The example might lack external validity in the traditional sense but, as a method, exemplifying has its own way of validating – one that is no less rigorous than that under the criteria of generalizability. With the rejection of the latter, and the focus on intelligibility or knowability, the example is never just out there to be found, but always has to be made. In response to a question about the limits of the paradigm, Agamben (2002) speaks of ‘the ability of the author to find and create the good paradigm’. Find and create – in other words, the giving of an example is about uncovering as much as it is about constructing. An example is not first defined before being analysed: ‘in the paradigm, intelligibility does not precede the phenomenon; it stands, so to speak, “beside” it’ (Agamben 2009: 27). Methodologically, an example is not selected to prove a particular point that is known in advance. It involves a somewhat messy or blurry process in which what is exemplified only becomes clear gradually. In exemplifying, both the general and the particular, are constructed, uncovered and exhibited together, slowly and iteratively. Indeed, the importance of the example is that it suspends and problematizes its relation to what it exemplifies, so that the unexpected, the incompatible and the unresolved can become of value to the researcher. This is a process of validation in which both that which needs to be validated and the criteria against which the validating will need to take place hang in the balance.

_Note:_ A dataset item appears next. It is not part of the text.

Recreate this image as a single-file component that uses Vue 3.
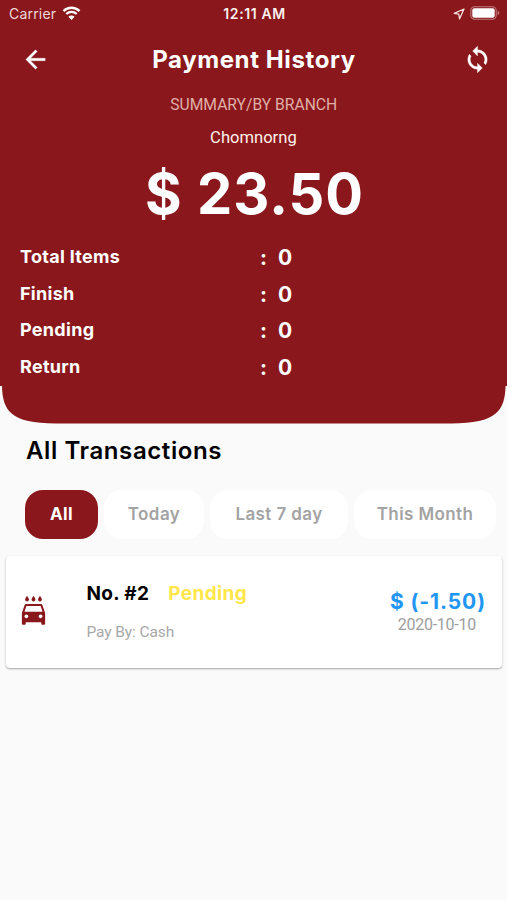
<template>
  <div class="screen">
    <header class="summary">
      <!-- Barra de estado -->
      <div class="status">
        <div class="status-side">
          <span class="carrier">Carrier</span>
          <svg class="wifi" viewBox="0 0 18 14">
            <path d="M1 5.1a11.4 11.4 0 0 1 16 0" />
            <path d="M3.8 8a7.4 7.4 0 0 1 10.4 0" />
            <path class="dot" d="M9 13.9 5.9 10.7a4.4 4.4 0 0 1 6.2 0z" />
          </svg>
        </div>
        <span class="clock">12:11 AM</span>
        <div class="status-side right">
          <svg class="location" viewBox="0 0 12 12">
            <path d="M11 1 1.2 5.3l4.5.9.9 4.6z" />
          </svg>
          <svg class="battery" viewBox="0 0 30 14">
            <rect class="case" x=".8" y=".8" width="25.4" height="12.4" rx="3.6" />
            <rect class="charge" x="2.3" y="2.3" width="22.4" height="9.4" rx="2" />
            <path class="tip" d="M27.6 4.8c2.2.6 2.2 3.8 0 4.4z" />
          </svg>
        </div>
      </div>

      <div class="appbar">
        <button class="icon-btn" type="button" aria-label="Back">
          <svg viewBox="0 0 24 24">
            <path d="M20 11H7.83l5.59-5.59L12 4l-8 8 8 8 1.41-1.41L7.83 13H20v-2z" />
          </svg>
        </button>
        <h1>Payment History</h1>
        <button class="icon-btn" type="button" aria-label="Refresh">
          <svg viewBox="0 0 24 24">
            <path
              d="M12 4V1L8 5l4 4V6c3.31 0 6 2.69 6 6 0 1.01-.25 1.97-.7 2.8l1.46 1.46C19.54 15.03 20 13.57 20 12c0-4.42-3.58-8-8-8zm0 14c-3.31 0-6-2.69-6-6 0-1.01.25-1.97.7-2.8L5.24 7.74C4.46 8.97 4 10.43 4 12c0 4.42 3.58 8 8 8v3l4-4-4-4v3z" />
          </svg>
        </button>
      </div>

      <p class="caption"><span>SUMMARY/BY BRANCH</span></p>
      <p class="branch"><span>Chomnorng</span></p>
      <p class="total">$ 23.50</p>

      <dl class="stats">
        <div v-for="stat in stats" :key="stat.label" class="stat">
          <dt>{{ stat.label }}</dt>
          <dd><span class="colon">:</span>{{ stat.value }}</dd>
        </div>
      </dl>
    </header>
    <svg class="curve" viewBox="0 0 507 37.5" preserveAspectRatio="none">
      <path d="M2 0C2.5 24 10 37.5 56 37.5H451C497 37.5 505 24 505.5 0Z" />
    </svg>

    <main>
      <h2>All Transactions</h2>

      <div class="filters">
        <button v-for="filter in filters" :key="filter.id" type="button" class="chip"
          :class="[filter.id, { active: selected === filter.id }]" @click="selected = filter.id">
          {{ filter.label }}
        </button>
      </div>

      <article v-for="item in transactions" :key="item.no" class="card">
        <svg class="car" viewBox="0 0 24 24">
          <path
            d="M17 5c.83 0 1.5-.67 1.5-1.5 0-1-1.5-2.7-1.5-2.7s-1.5 1.7-1.5 2.7c0 .83.67 1.5 1.5 1.5zm-5 0c.83 0 1.5-.67 1.5-1.5 0-1-1.5-2.7-1.5-2.7s-1.5 1.7-1.5 2.7c0 .83.67 1.5 1.5 1.5zM7 5c.83 0 1.5-.67 1.5-1.5C8.5 2.5 7 .8 7 .8S5.500 2.500 5.500 3.500C5.500 4.330 6.170 5 7 5zm11.92 3.01C18.72 7.42 18.16 7 17.5 7h-11c-.66 0-1.21.42-1.42 1.01L3 14v8c0 .55.45 1 1 1h1c.55 0 1-.45 1-1v-1h12v1c0 .55.45 1 1 1h1c.55 0 1-.45 1-1v-8l-2.08-5.99zM6.5 18c-.83 0-1.5-.67-1.5-1.5S5.67 15 6.5 15s1.5.67 1.5 1.5S7.33 18 6.5 18zm11 0c-.83 0-1.5-.67-1.5-1.5s.67-1.5 1.5-1.5 1.5.67 1.5 1.5-.67 1.5-1.5 1.5zM5 13l1.5-4.5h11L19 13H5z" />
        </svg>
        <div class="details">
          <div class="heading">
            <span class="number">No. #{{ item.no }}</span>
            <span class="state">{{ item.state }}</span>
          </div>
          <div class="method">Pay By: {{ item.method }}</div>
        </div>
        <div class="money">
          <div class="amount">$ ({{ item.amount }})</div>
          <div class="date">{{ item.date }}</div>
        </div>
      </article>
    </main>
  </div>
</template>

<script setup>
import { ref } from 'vue'

const stats = [
  { label: 'Total Items', value: 0 },
  { label: 'Finish', value: 0 },
  { label: 'Pending', value: 0 },
  { label: 'Return', value: 0 }
]

const filters = [
  { id: 'all', label: 'All' },
  { id: 'today', label: 'Today' },
  { id: 'week', label: 'Last 7 day' },
  { id: 'month', label: 'This Month' }
]

const selected = ref('all')

const transactions = [
  { no: 2, state: 'Pending', method: 'Cash', amount: '-1.50', date: '2020-10-10' }
]
</script>

<style>
body {
  margin: 0;
  background: #fafafa;
}
</style>

<style scoped>
.screen {
  min-height: 900px;
  overflow: hidden;
  background: #fafafa;
  color: #000;
  font-family: Inter, "Liberation Sans", sans-serif;
}

h1,
h2,
p,
dl,
dd {
  margin: 0;
}

button {
  padding: 0;
  border: 0;
  background: none;
  font-family: inherit;
  cursor: pointer;
}

svg {
  display: block;
}

.summary {
  height: 386px;
  background: #89171b;
  color: #fff;
}

.status {
  display: grid;
  grid-template-columns: 1fr auto 1fr;
  align-items: center;
  height: 27px;
  padding: 0 7px 0 9px;
  box-sizing: border-box;
}

.status-side {
  display: flex;
  align-items: center;
  gap: 6px;
}

.status-side.right {
  justify-content: flex-end;
  gap: 5px;
}

.carrier {
  color: #f0d8d8;
  font-size: 14px;
  letter-spacing: 0.2px;
}

.clock {
  color: #fbeeee;
  font-size: 14px;
  font-weight: 600;
  letter-spacing: 0.6px;
}

.wifi {
  width: 19px;
  height: 14px;
  margin-top: -1px;
  fill: none;
  stroke: #fff;
  stroke-width: 2.4;
}

.wifi .dot {
  fill: #fff;
  stroke: none;
}

.location {
  width: 12px;
  height: 12px;
  fill: none;
  stroke: #f6e0e0;
  stroke-width: 1.3;
  stroke-linejoin: round;
}

.battery {
  width: 30px;
  height: 14px;
  margin-top: -1px;
}

.case {
  fill: none;
  stroke: #bd7b7d;
  stroke-width: 1.1;
}

.charge {
  fill: #fff;
}

.tip {
  fill: #bd7b7d;
}

.appbar {
  display: grid;
  grid-template-columns: 29px 1fr 29px;
  align-items: center;
  height: 65px;
  padding: 0 15px 0 21px;
}

.icon-btn {
  width: 29px;
  height: 29px;
}

.icon-btn svg {
  width: 29px;
  height: 29px;
  fill: #fff;
  stroke: #fff;
  stroke-width: 0.3;
}

h1 {
  padding-right: 5px;
  font-size: 24px;
  font-weight: 700;
  letter-spacing: 0.6px;
  text-align: center;
  white-space: nowrap;
}

.caption,
.branch,
.total {
  text-align: center;
}

.caption {
  color: #e0afa9;
  font: 17px/24px Roboto, sans-serif;
}

.caption span {
  display: inline-block;
  transform: scaleX(0.92);
}

.branch {
  margin-top: 9px;
  color: #fff0ea;
  font: 17px/24px Roboto, sans-serif;
}

.branch span {
  display: inline-block;
  transform: scaleX(0.975);
}

.total {
  height: 91px;
  padding-left: 2px;
  font-size: 56px;
  font-weight: 700;
  letter-spacing: 1px;
  line-height: 91px;
}

.stats {
  padding: 4px 20px 0;
}

.stat {
  display: grid;
  grid-template-columns: 240px 1fr;
  height: 36.7px;
}

.stat dt {
  font-size: 18px;
  font-weight: 700;
  letter-spacing: 0.3px;
  line-height: 25px;
}

.stat dd {
  font-size: 21px;
  font-weight: 700;
  line-height: 28px;
}

.colon {
  display: inline-block;
  width: 18px;
}

.curve {
  width: 100%;
  height: 37.5px;
  fill: #89171b;
}

h2 {
  margin: 12px 0 0 26px;
  font-size: 24px;
  font-weight: 600;
  letter-spacing: 0.6px;
  line-height: 30px;
}

.filters {
  display: flex;
  gap: 6px;
  margin: 24px 0 0 25px;
}

.chip {
  flex: none;
  height: 49px;
  border-radius: 18px;
  background: #fff;
  color: #a3a3a3;
  font-size: 17px;
  font-weight: 600;
  letter-spacing: 0.4px;
}

.chip.active {
  background: #89171b;
  color: #fff;
}

.chip.all {
  width: 73px;
  font-weight: 700;
}

.chip.today {
  width: 100px;
}

.chip.week {
  width: 138px;
}

.chip.month {
  width: 142px;
}

.card {
  display: flex;
  height: 112px;
  margin: 17px 5px 0 6px;
  border-radius: 4px;
  background: #fff;
  box-shadow: 0 1px 2px rgba(0, 0, 0, 0.35);
}

.car {
  flex: none;
  width: 31px;
  height: 31px;
  margin: 39.5px 0 0 12px;
  fill: #89171b;
}

.details {
  flex: 1;
  padding: 25px 0 0 37.5px;
}

.heading {
  display: flex;
  gap: 19px;
  font-size: 19px;
  font-weight: 700;
  letter-spacing: 0.35px;
  line-height: 25px;
}

.state {
  color: #ffe74a;
}

.method {
  margin-top: 14px;
  color: #a8a8a8;
  font: 15.5px/24px Roboto, sans-serif;
  letter-spacing: -0.1px;
}

.money {
  display: flex;
  flex-direction: column;
  align-items: flex-end;
  padding: 32px 16px 0 0;
}

.amount {
  color: #2196f3;
  font-size: 21px;
  font-weight: 700;
  letter-spacing: 0.9px;
  line-height: 28px;
}

.date {
  padding-right: 10px;
  color: #9e9e9e;
  font: 16px/18px Roboto, sans-serif;
  letter-spacing: -0.25px;
}
</style>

Exemplarity and interdisciplinarity

One way of conceptualizing the role of examples in the formation of disciplines is through Kuhn’s work on paradigms. Here, disciplines are established and develop through those ‘shared examples’ of ‘concrete problem-solutions’ that students and researchers find in textbooks, laboratories and scientific literature (Kuhn 1970: 187). Even in the absence of formal rules (i.e. vertical), these examples can still guide research by way of the lateral movements they enable. In the same vein, examples of interdisciplinary research, problem-solutions and problem-formulations can enable and inspire interdisciplinarity, even when formal rules are necessarily hard or maybe even impossible to articulate.

Another approach is suggested by Lowrie and Lüdemann (2015) who link different configurations of ‘flat and hierarchical methods of ordering’ to specifically disciplinary commitments. In other words, what defines a discipline is not so much, or not only, its shared examples, but also its mode of exemplification:

Many of the disputes in the history of thinking about examples turn on the competition between flat and hierarchical methods of ordering, depending on whether the radical singularity of the thing or person exemplified or its conceptual subsumption is privileged.

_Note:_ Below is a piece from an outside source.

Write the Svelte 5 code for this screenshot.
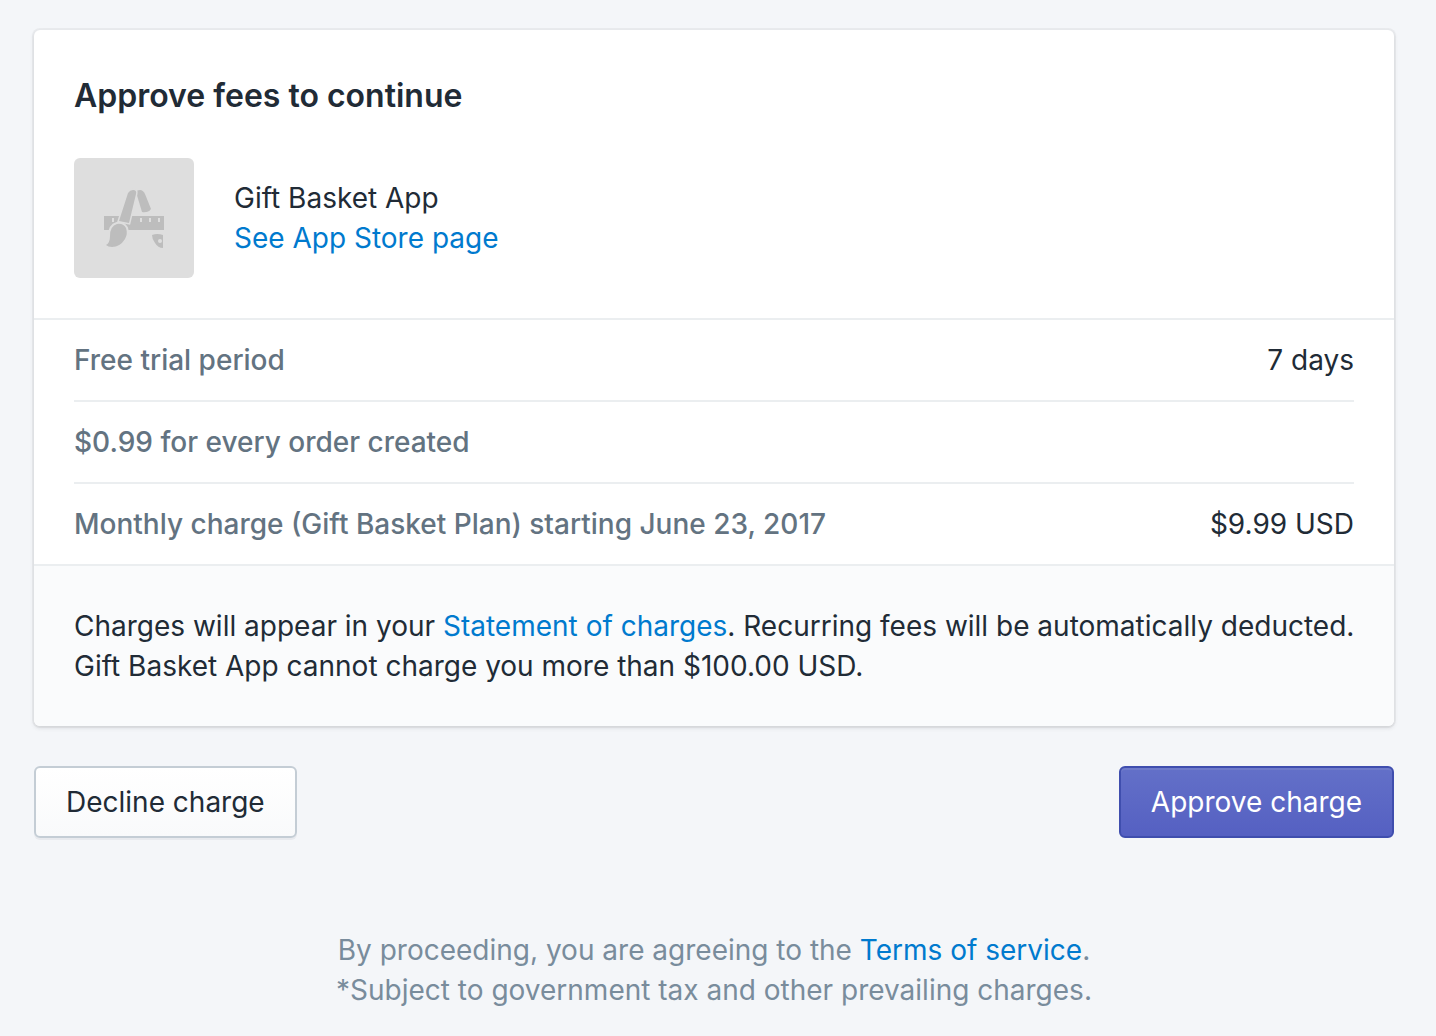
<script>
	const app = { name: 'Gift Basket App', storeUrl: '#app-store' };

	const fees = [
		{ label: 'Free trial period', value: '7 days' },
		{ label: '$0.99 for every order created', value: '' },
		{ label: 'Monthly charge (Gift Basket Plan) starting June 23, 2017', value: '$9.99 USD' }
	];
</script>

<main class="page">
	<section class="card">
		<header class="intro">
			<h1>Approve fees to continue</h1>
			<div class="app">
				<div class="app-icon">
					<svg viewBox="0 0 120 120" aria-hidden="true">
						<g fill="#bdbdbd">
							<path d="M62 34q1-2 4-2q3 0 5 4l6 15q-3 4-9 3z" />
							<path d="M30 58h60v14H30z" />
							<path d="M78 77q5-2 11 0v13q-5 0-8-5q-3-4-3-8z" />
						</g>
						<path d="M45 63l9-28q2-3 5-3q4 0 3 4l-7 29z" fill="#bdbdbd" stroke="#dedede" stroke-width="3" paint-order="stroke" />
						<path d="M43 66q6-1 9 4q2 6-1 11q-5 8-13 8q-4 0-6-2q4-2 4-9q0-10 7-12z" fill="#bdbdbd" stroke="#dedede" stroke-width="4" paint-order="stroke" stroke-linejoin="round" />
						<g fill="#dedede">
							<path d="M38 60h2v4h-2zM66 60h2v4h-2zM75 60h2v4h-2zM84 60h2v4h-2z" />
							<circle cx="86" cy="83" r="2" />
						</g>
					</svg>
				</div>
				<div>
					<p>{app.name}</p>
					<p><a href={app.storeUrl}>See App Store page</a></p>
				</div>
			</div>
		</header>

		<dl class="fees">
			{#each fees as fee}
				<div class="fee">
					<dt>{fee.label}</dt>
					<dd>{fee.value}</dd>
				</div>
			{/each}
		</dl>

		<footer class="notice">
			<p>Charges will appear in your <a href="#statement">Statement of charges</a>. Recurring fees will be automatically deducted.</p>
			<p>{app.name} cannot charge you more than $100.00 USD.</p>
		</footer>
	</section>

	<div class="actions">
		<button type="button">Decline charge</button>
		<button type="button" class="primary">Approve charge</button>
	</div>

	<div class="legal">
		<p>By proceeding, you are agreeing to the <a href="#terms">Terms of service</a>.</p>
		<p>*Subject to government tax and other prevailing charges.</p>
	</div>
</main>

<style>
	:global(body) {
		margin: 0;
		background: #f4f6f9;
	}
	.page {
		padding: 30px 42px 24px 34px;
		font-family: Inter, "Liberation Sans", sans-serif;
		font-size: 28px;
		line-height: 40px;
		color: #212b36;
	}
	h1, p, dl, dd {
		margin: 0;
	}
	a {
		color: #007ace;
		text-decoration: none;
	}
	a:hover {
		text-decoration: underline;
	}
	.card {
		background: #fff;
		border-radius: 6px;
		box-shadow: 0 0 0 2px rgba(63, 63, 68, 0.05), 0 2px 4px 0 rgba(63, 63, 68, 0.15);
		overflow: hidden;
	}
	.intro {
		padding: 40px;
		border-bottom: 2px solid #ebeef0;
	}
	h1 {
		margin-bottom: 36px;
		font-size: 32px;
		line-height: 52px;
		font-weight: 600;
	}
	.app {
		display: flex;
		align-items: center;
		gap: 40px;
	}
	.app-icon {
		width: 120px;
		height: 120px;
		border-radius: 6px;
		background: #dedede;
	}
	.app-icon svg {
		display: block;
	}
	.fees {
		padding: 0 40px;
	}
	.fee {
		display: flex;
		justify-content: space-between;
		gap: 40px;
		padding: 20px 0;
	}
	.fee + .fee {
		border-top: 2px solid #ebeef0;
	}
	dt {
		font-weight: 500;
		color: #637381;
	}
	.notice {
		padding: 40px 32px 40px 40px;
		border-top: 2px solid #ebeef0;
		background: #fafbfc;
	}
	.actions {
		display: flex;
		justify-content: space-between;
		margin-top: 40px;
	}
	button {
		padding: 14px 30px;
		border: 2px solid #c4cdd5;
		border-radius: 6px;
		background: linear-gradient(#fff, #f9fafb);
		box-shadow: 0 2px 0 rgba(22, 29, 37, 0.05);
		font: inherit;
		color: inherit;
		cursor: pointer;
	}
	.primary {
		border-color: #3f4eae;
		background: linear-gradient(#6370c8, #5560c2);
		box-shadow: inset 0 2px 0 #6f7bcb;
		color: #fff;
	}
	.legal {
		margin-top: 92px;
		text-align: center;
		color: #798c9c;
	}
</style>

Lowrie and Lüdemann 2015: 2

The way in which this balancing is eventually played out, it is argued, differs per discipline, with each having a different preference towards the flat or the hierarchical. Therefore, while Højer and Bandak (2015) argue that exemplification is distinctly anthropological, it must be added that this is a specific mode of exemplification. In the same way that disciplines have different generalization strategies (Moriceau 2010), so too do they value different exemplification strategies. In this way, exemplification becomes another fault line along which disciplines can relate to or differentiate from one another.

Can interdisciplinarity develop its own mode of exemplifying? This seems unlikely, and probably even undesirable, as the endless possibilities of interdisciplinary constellations would defy any stable articulation of a specific mode of exemplifying. There is no one interdisciplinarity, no interdisciplinary discipline. But perhaps it is precisely because of this diversity that interdisciplinarity can draw inspiration from the example. For Harvey (2002: 209–214) the formulation of a theory of exemplarity is not only a methodological or philosophical project, but also a political one. Its complex reworking of the general/particular opposition undermines binary modes of thought which, she argues, are at the heart of the colonial/‘patriarchal’ system. Recuperating a logic of the example then serves to shatter the violence of binary oppositions that lies at the heart of the violence of the exclusions of otherness. In this framework, the example itself becomes an example for emancipatory modes of thought. Interdisciplinary research, too, can follow the example’s example of rejecting binary oppositions; not in a bid to dissolve all difference, but to enable movement across. Here, interdisciplinary research expands its own ‘now’ in which that allows disciplines to extend beyond themselves, for problem articulations and solutions to multiply and proliferate, facilitating new orientations, and provoking imaginative associations. In other words, the example itself as exemplary for interdisciplinarity.

References

Agamben, G. (2002, August). What is a Paradigm? (Transcribed by Max van Manen). Lecture, European Graduate School.

Agamben, G. (2009). The Signature of All Things: On Method. New York, NY: Cambridge, MA: Zone Books, distributed by the MIT Press.

Harvey, I. E. (2002). Labyrinths of Exemplarity: At the Limits of Deconstruction. Albany, NY: State University of New York Press.

Højer, L. and Bandak, A. (2015). Introduction: the power of the example. Journal of the Royal Anthropological Institute, 21(S1): 1–17.

Kuhn, T. S. (1970). The Structure of Scientific Revolutions (2nd ed.). Chicago, IL: University of Chicago Press.

Lowrie, M. and Lüdemann, S. (2015). Introduction. In M. Lowrie and S. Lüdemann (Eds.) Exemplarity and Singularity: Thinking through Particulars in Philosophy, Literature and Law (pp. 1–15). Oxon, UK: Routledge.

Massumi, B. (2002). Parables for the Virtual: Movement, Affect, Sensation. Durham, NC: Duke University Press.

Meskin, J. and Shapiro, H. (2014). To give an example is a complex art: Agamben’s pedagogy on the paradigm. Educational Philosophy and Theory, 46(4): 421–440.

Moriceau, J. L. (2010). Generalizability. In A. J. Mills, G. Durepos and E. Wiebe (Eds.) Encyclopedia of Case Study Research (pp. 420–422). Thousand Oaks, CA: Sage Publications.

Weber, S. (2008). Benjamin’s -abilities. Cambridge, MA: Harvard University Press.